Elif Shafak‘s ‘Bastard of Istanbul’ has had that effect on me. It is a story of two families, one Turkish and one Armenian, who become intertwined by fate and a little human exploratory curiousness. For the novel Safak almost ended up in jail for insulting Turkishness, by raising criticism, and dealing with the painful past of pre-modern Turkish state, that of the Armenian Genocide.

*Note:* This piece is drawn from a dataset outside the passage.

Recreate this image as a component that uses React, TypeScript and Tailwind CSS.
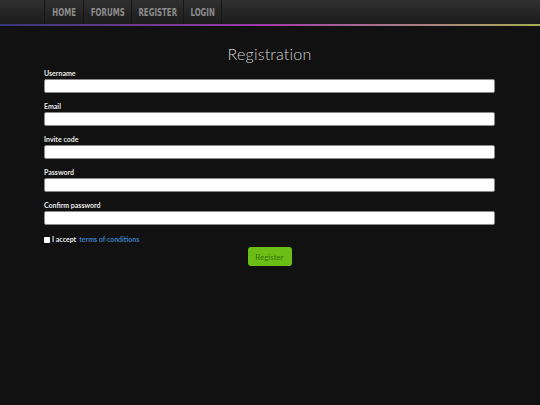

The story is pushed forward by a female Weltschmerz. All the men die young in Turkish family, so they play a minuscule role in this matriarchal narrative. But the women none the less become a miniature of the diversity and complexity that forms the young Turkish modern state. There is so much anger bundled up and exploding on the pages and it is mystified by a touch of myth and tales. There is the question of Diaspora in the Armenian Americans – a young woman who is so aware of how her whole identity is tied up with the horrible events that is being inherited down generation by generation, but at the same time it is so foreign to the younger generation who have never had a real life experience with the country where the Armenians faced so much adversity. And then there is the Turkish modern female, who wishes no past at all, and in effect (as she is the bastard of the title) can deny having a past, at least on her father’s side. These two women, Armanoush the Armenian and Asya the Turk, meet in Istanbul and together they start on a healing journey. In itself it is enough to initially activate your gag reflex, but aside from the prophetic mission to mend the gap between Armenian and Turkish affairs there is a lot of positive things to be said about the novel. First of all, there is obviously (a writer facing jailtime is always a good indication) some things that need to be said and dealt with. And not just between the Armenians and the Turks, but the East and West too. The sense of deprived ancestry can both work for you to keep peddling forward, but it can also hinder your (e)motions. And second, the tonality in the novel is very aesthetically beautiful – there are sections that are a bit too blatantly cut out into bits for the reader to follow, which could be a weak spot of the author who feels the need to get a specific point across – and I love that the story in the novel can be interlaced with something so homely and sustainable as food. It is like a spin off of Isabel Allende’s ‘Aphrodite’ where food becomes the link in her narrative and acts as (surprise, surprise) an aphrodisiac. What I am clumsily trying to get at here is that food connects people, and it does too in this novel. When Armanoush meets Asya’s family she instantly recognizes the foods that are served because she knows them from her Armenian grandmother, and this acts as a connection between them and a safe starting-point for Armanoush to introduce her past and self to Asya’s family.
As a little titbit there is a recipe in the book, and there is a reason all the chapters are titled after something edible. And underneath this seemingly innocent layer lies so much more that can awaken an adventurous spirit.